## Begin Entries

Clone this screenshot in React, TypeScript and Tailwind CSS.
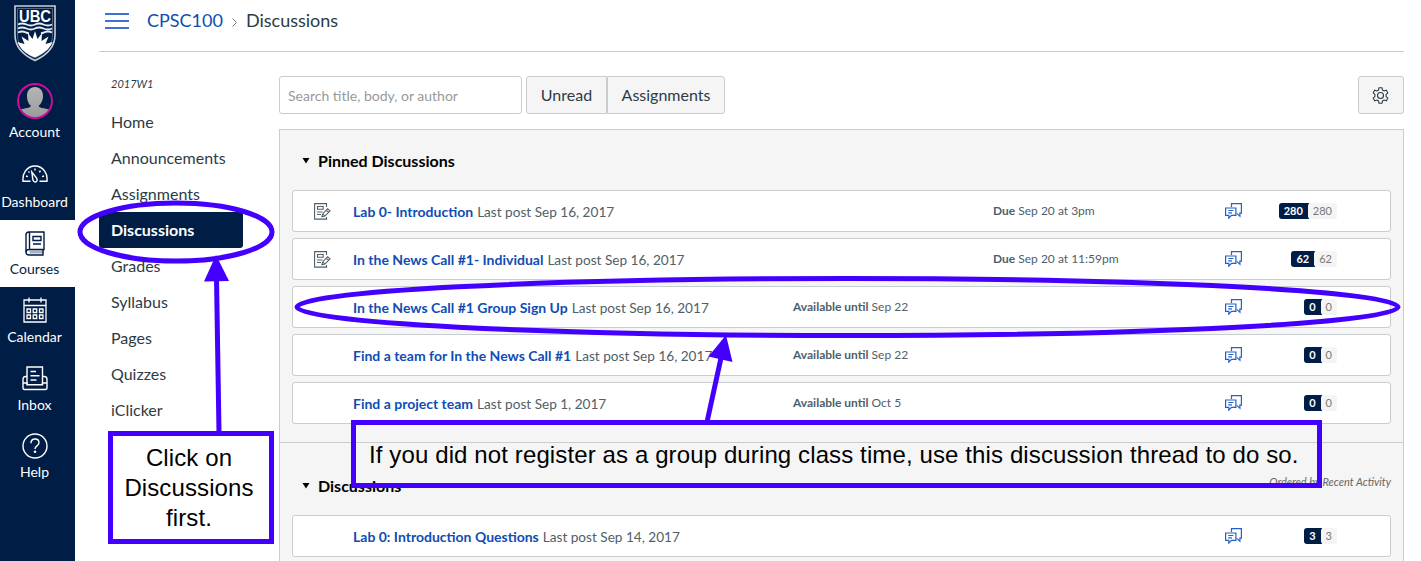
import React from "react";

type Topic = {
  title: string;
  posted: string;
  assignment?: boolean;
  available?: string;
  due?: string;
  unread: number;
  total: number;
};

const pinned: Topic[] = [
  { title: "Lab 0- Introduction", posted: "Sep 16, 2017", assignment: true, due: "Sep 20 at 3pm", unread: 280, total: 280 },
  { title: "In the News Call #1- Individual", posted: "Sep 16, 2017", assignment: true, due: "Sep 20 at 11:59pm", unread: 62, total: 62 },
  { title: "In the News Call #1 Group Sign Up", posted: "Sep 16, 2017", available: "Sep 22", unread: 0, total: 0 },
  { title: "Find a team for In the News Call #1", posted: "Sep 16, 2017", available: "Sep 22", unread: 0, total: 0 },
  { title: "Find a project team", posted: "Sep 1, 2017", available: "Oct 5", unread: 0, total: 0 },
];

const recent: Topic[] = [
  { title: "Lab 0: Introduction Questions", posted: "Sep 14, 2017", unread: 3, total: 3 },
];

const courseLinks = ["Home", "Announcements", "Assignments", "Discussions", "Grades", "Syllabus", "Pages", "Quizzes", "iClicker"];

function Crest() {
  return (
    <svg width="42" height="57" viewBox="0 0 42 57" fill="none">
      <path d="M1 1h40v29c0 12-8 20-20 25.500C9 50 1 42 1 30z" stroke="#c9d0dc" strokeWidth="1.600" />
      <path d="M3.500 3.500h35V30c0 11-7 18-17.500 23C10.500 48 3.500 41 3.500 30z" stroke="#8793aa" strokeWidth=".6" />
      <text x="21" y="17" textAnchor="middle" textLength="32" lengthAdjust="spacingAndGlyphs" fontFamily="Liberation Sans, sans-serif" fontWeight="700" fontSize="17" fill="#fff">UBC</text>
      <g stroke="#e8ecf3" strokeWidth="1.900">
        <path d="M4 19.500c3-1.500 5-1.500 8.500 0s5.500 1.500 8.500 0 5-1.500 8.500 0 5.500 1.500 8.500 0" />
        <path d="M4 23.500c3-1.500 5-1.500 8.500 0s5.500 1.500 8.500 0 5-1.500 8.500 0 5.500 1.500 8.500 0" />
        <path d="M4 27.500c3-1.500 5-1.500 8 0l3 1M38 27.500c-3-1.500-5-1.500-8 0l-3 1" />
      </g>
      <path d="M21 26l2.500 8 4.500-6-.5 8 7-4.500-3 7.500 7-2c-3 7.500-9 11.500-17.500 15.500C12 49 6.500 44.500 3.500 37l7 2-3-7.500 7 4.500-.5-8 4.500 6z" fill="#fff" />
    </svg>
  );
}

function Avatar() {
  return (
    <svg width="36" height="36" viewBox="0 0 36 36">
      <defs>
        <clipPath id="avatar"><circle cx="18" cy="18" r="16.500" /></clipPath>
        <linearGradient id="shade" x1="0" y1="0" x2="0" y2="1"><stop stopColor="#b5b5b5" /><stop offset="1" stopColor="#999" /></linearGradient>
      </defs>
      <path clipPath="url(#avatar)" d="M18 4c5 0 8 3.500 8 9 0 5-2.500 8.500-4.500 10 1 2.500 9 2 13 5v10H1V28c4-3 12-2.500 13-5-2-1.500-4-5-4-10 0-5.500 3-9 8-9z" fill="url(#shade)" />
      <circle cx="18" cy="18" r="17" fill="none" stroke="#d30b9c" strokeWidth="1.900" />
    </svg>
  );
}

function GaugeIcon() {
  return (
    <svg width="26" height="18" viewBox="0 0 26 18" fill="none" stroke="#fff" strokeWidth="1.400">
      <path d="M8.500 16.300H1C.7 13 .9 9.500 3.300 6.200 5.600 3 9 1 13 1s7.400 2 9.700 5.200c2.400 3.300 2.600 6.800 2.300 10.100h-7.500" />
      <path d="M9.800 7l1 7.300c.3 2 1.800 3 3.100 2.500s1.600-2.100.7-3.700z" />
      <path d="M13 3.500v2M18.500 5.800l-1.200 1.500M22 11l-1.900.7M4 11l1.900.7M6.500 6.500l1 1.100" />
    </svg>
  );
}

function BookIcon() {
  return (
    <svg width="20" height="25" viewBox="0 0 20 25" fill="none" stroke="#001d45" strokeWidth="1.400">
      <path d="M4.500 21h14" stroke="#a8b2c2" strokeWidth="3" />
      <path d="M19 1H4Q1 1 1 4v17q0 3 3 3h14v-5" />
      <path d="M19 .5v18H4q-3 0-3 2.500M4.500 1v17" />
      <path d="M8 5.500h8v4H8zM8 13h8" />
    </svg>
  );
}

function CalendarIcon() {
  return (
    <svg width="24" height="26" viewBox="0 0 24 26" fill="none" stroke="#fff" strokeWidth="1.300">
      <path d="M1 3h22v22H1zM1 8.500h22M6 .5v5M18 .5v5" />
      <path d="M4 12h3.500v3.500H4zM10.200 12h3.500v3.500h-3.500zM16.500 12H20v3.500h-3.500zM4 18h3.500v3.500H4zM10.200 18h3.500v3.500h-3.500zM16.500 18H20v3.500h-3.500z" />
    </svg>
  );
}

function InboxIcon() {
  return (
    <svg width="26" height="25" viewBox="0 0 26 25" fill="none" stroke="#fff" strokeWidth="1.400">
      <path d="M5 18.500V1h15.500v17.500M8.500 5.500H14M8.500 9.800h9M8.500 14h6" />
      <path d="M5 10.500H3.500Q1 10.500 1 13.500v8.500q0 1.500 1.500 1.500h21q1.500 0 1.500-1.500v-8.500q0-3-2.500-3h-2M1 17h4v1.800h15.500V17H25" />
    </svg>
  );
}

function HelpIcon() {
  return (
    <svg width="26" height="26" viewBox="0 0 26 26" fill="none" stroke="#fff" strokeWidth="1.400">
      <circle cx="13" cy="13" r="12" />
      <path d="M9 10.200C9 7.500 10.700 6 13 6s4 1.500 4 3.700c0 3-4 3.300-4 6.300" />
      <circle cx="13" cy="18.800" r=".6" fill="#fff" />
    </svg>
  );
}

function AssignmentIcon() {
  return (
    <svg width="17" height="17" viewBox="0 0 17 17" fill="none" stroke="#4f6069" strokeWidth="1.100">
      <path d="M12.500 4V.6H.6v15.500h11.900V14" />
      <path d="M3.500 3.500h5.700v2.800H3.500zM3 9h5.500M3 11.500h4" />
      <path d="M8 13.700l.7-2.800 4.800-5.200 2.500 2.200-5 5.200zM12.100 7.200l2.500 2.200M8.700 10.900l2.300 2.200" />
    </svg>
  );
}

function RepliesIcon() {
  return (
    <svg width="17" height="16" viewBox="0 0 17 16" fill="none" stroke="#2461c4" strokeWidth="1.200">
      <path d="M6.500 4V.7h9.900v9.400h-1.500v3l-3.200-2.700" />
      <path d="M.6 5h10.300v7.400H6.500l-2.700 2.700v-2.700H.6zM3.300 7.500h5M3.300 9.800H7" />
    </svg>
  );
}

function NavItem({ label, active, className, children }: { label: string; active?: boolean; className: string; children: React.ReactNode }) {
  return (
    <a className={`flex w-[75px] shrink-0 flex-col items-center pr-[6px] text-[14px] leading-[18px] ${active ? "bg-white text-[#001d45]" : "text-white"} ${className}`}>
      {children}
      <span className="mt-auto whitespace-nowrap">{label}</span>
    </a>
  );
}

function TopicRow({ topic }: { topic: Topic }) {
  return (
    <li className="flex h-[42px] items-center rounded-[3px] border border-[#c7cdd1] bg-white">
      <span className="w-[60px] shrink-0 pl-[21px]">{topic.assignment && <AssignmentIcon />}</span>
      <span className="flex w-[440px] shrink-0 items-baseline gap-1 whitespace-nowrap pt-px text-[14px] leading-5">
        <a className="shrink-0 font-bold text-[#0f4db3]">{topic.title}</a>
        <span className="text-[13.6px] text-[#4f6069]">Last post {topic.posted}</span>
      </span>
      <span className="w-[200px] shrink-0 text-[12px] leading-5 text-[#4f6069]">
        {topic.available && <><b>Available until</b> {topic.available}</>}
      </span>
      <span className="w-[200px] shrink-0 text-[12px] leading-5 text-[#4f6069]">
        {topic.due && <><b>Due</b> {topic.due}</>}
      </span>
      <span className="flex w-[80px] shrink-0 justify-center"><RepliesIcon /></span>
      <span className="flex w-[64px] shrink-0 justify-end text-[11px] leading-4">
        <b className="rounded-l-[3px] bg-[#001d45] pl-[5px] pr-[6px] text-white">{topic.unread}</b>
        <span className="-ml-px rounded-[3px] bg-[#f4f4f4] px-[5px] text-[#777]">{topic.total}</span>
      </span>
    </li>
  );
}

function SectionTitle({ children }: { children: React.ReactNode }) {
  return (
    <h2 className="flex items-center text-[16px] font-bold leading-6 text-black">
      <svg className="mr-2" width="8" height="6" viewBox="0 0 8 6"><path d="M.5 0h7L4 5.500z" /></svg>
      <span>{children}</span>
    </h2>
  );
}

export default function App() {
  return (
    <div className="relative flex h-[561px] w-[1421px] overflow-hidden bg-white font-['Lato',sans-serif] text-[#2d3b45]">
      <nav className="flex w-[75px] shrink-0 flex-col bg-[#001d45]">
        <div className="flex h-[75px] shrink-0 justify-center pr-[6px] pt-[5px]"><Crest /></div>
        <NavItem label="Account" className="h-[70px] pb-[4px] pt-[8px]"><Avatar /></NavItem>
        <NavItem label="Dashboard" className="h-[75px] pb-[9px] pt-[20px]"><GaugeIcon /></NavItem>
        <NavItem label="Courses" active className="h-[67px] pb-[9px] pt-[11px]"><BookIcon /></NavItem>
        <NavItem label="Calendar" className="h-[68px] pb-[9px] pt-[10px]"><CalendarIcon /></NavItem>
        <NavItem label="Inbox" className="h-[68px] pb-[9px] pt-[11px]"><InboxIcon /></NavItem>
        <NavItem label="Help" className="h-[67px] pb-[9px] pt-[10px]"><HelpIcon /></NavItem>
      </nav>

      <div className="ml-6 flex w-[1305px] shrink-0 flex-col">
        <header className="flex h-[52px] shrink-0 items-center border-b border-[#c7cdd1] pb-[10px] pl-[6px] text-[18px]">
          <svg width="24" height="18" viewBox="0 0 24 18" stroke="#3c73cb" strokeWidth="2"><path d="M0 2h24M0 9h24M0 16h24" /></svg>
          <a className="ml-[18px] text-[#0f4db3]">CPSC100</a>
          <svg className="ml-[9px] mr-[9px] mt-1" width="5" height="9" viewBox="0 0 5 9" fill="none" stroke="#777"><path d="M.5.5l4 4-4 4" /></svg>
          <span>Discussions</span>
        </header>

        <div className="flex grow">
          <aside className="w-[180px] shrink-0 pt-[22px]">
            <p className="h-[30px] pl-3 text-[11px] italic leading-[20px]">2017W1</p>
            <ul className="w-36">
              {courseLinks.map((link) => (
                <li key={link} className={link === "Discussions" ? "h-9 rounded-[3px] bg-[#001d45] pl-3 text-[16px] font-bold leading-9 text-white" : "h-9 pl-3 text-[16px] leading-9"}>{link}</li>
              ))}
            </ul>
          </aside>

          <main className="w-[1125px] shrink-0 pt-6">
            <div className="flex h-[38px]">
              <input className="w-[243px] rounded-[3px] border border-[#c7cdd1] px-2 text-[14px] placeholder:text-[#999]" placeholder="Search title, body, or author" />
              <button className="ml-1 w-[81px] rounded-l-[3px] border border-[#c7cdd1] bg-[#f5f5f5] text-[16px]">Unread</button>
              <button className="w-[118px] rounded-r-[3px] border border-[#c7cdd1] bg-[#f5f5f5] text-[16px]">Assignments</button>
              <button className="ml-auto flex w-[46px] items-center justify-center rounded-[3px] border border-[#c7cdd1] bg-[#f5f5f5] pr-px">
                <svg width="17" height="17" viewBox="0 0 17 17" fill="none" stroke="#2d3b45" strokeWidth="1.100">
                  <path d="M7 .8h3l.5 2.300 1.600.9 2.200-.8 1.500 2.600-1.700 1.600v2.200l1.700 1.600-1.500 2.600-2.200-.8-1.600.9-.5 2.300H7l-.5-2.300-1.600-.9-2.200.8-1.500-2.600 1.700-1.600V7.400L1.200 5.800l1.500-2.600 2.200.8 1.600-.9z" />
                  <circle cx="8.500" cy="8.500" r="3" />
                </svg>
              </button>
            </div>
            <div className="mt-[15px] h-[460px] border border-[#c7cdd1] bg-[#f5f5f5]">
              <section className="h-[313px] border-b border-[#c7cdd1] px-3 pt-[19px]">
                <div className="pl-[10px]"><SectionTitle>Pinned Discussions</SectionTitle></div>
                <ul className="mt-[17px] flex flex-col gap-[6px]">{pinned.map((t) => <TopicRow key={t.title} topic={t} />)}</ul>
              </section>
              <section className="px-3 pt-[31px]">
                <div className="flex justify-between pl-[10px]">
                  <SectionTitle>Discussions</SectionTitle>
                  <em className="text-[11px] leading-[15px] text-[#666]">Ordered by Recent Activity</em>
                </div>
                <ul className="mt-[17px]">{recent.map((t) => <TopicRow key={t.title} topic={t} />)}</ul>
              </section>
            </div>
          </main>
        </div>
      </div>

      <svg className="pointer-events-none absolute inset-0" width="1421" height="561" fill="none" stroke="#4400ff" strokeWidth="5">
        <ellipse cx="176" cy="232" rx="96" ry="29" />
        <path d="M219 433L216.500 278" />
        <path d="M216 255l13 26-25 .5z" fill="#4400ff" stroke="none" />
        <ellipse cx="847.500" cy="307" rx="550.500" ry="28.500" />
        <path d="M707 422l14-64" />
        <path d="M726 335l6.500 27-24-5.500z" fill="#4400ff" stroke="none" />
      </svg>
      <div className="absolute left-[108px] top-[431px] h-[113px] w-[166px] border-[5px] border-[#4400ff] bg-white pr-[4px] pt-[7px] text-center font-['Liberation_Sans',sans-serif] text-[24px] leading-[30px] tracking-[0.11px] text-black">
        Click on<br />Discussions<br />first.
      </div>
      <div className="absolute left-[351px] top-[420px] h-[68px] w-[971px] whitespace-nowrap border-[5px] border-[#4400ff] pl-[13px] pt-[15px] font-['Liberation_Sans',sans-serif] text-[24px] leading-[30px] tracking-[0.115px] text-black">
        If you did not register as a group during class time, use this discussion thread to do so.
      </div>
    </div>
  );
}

## End Entries
## Begin Entries

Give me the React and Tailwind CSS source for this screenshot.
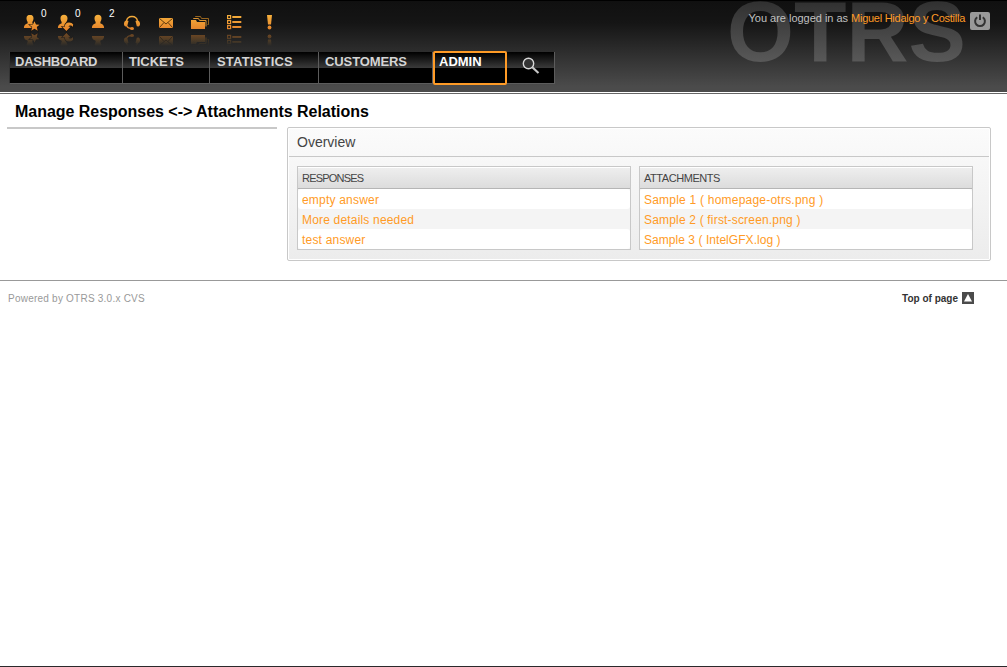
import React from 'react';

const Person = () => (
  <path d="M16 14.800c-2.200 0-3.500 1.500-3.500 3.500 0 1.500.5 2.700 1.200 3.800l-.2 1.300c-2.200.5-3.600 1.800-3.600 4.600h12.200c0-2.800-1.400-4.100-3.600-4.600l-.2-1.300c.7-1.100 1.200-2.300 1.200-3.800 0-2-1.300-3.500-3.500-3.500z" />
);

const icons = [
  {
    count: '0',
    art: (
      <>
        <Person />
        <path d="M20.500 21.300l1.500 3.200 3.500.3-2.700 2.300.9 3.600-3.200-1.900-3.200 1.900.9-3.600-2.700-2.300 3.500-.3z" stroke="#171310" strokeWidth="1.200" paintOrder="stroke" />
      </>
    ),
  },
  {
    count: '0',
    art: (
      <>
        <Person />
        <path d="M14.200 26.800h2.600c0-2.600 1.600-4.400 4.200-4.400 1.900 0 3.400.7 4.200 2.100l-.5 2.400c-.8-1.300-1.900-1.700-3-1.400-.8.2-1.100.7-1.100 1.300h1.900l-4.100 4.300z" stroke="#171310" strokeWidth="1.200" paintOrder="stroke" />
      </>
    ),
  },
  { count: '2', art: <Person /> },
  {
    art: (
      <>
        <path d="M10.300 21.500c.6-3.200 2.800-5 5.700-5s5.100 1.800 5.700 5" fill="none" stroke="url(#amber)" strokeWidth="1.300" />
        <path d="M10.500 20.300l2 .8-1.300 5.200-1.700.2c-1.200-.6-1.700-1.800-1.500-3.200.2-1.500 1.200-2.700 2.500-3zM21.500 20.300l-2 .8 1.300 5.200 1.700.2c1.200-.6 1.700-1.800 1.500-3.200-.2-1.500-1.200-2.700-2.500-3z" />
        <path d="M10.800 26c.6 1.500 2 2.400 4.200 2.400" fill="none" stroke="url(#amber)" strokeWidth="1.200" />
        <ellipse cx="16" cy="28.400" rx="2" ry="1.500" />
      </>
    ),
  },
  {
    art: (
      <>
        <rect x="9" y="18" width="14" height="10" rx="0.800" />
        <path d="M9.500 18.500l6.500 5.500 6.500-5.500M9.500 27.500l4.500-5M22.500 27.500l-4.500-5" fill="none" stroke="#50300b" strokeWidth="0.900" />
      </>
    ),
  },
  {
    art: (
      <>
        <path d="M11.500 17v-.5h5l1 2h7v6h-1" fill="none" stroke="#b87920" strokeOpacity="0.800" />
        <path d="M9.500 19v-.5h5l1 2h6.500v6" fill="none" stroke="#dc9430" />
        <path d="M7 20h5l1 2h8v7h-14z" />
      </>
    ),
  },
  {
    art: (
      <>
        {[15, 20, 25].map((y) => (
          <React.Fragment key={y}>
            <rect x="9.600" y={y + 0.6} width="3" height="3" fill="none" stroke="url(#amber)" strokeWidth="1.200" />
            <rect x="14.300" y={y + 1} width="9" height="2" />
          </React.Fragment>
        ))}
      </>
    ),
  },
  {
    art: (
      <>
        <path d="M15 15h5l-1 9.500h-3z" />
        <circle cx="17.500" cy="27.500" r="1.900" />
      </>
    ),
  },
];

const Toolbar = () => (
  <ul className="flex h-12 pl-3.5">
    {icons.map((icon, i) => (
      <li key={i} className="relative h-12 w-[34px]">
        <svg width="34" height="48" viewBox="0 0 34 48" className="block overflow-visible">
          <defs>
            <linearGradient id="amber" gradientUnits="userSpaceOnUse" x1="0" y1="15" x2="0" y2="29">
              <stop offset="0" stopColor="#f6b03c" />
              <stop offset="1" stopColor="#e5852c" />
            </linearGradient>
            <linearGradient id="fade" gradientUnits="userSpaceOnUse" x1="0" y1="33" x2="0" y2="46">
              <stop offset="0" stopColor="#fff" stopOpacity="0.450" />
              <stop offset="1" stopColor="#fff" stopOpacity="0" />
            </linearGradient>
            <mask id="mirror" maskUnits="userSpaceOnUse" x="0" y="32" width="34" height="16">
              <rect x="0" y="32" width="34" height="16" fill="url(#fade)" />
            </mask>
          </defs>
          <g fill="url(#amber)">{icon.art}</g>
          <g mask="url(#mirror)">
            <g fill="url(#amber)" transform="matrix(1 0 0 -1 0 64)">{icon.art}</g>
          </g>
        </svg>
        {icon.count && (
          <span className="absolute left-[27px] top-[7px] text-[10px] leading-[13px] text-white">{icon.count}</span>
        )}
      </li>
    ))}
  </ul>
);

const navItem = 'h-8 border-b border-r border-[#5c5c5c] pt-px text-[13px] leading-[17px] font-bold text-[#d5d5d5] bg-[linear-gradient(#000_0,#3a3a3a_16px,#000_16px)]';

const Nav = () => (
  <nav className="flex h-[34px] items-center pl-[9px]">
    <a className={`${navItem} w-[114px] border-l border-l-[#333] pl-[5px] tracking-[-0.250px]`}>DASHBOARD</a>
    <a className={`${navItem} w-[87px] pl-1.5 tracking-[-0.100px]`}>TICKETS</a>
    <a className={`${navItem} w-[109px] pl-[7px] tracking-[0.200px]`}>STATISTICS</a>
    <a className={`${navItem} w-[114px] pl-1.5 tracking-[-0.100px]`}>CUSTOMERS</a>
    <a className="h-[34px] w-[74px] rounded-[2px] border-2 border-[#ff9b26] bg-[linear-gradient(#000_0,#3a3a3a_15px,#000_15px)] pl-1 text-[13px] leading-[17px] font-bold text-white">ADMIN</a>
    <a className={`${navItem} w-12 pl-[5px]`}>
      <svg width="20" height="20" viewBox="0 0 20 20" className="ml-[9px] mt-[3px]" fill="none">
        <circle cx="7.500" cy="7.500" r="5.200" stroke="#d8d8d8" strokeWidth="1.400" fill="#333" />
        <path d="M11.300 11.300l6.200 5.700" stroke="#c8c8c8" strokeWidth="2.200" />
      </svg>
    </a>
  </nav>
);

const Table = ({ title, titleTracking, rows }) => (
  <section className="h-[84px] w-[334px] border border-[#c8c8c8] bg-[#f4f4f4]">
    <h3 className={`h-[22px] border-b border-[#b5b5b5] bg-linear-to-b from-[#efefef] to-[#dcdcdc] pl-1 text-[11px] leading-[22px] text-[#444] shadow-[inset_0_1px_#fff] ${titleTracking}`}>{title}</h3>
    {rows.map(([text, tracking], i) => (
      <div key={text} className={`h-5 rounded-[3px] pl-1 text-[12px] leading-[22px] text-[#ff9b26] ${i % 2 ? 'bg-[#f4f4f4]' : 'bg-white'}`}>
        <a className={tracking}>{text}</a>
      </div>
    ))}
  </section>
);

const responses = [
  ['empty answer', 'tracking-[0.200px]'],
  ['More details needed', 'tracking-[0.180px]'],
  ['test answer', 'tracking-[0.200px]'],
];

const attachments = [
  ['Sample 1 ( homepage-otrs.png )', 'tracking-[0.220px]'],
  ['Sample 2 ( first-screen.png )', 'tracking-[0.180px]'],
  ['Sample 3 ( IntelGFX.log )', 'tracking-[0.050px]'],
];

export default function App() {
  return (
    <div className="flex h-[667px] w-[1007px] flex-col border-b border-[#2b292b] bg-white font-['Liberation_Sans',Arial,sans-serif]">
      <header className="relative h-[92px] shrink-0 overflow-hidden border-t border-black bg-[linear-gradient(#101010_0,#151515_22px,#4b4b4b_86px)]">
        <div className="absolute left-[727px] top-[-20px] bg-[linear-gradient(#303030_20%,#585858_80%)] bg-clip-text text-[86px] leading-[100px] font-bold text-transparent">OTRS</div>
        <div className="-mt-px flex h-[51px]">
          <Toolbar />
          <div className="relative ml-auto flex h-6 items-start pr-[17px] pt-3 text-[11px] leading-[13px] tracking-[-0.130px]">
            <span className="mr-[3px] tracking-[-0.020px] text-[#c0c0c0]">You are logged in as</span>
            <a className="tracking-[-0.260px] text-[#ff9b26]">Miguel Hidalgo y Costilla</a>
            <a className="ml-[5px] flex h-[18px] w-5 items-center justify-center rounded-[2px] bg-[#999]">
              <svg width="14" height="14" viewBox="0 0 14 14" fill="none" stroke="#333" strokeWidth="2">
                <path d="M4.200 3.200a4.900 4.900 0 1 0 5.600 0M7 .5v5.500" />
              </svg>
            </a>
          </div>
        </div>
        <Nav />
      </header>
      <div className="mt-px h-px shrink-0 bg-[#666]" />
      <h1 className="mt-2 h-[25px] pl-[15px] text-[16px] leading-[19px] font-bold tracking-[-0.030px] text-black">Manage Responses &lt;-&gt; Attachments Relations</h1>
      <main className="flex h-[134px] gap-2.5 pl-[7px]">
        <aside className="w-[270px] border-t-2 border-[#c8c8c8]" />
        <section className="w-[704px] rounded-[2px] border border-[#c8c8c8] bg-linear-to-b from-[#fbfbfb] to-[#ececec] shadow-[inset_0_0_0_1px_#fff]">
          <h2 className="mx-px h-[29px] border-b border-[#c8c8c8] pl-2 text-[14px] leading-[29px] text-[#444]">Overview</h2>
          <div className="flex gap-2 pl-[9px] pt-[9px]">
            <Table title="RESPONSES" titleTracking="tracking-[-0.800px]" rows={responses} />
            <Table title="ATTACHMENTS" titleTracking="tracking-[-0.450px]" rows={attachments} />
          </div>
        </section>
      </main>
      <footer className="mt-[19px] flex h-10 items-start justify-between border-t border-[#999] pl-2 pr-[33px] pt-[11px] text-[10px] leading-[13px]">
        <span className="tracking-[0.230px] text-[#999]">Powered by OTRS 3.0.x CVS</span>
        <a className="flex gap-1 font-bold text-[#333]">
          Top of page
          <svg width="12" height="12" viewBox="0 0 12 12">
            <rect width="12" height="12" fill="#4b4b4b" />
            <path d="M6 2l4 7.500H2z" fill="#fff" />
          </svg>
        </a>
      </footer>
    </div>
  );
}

## End Entries

Task brief:
State only how many lines in the material include "React".

Problem solution:
8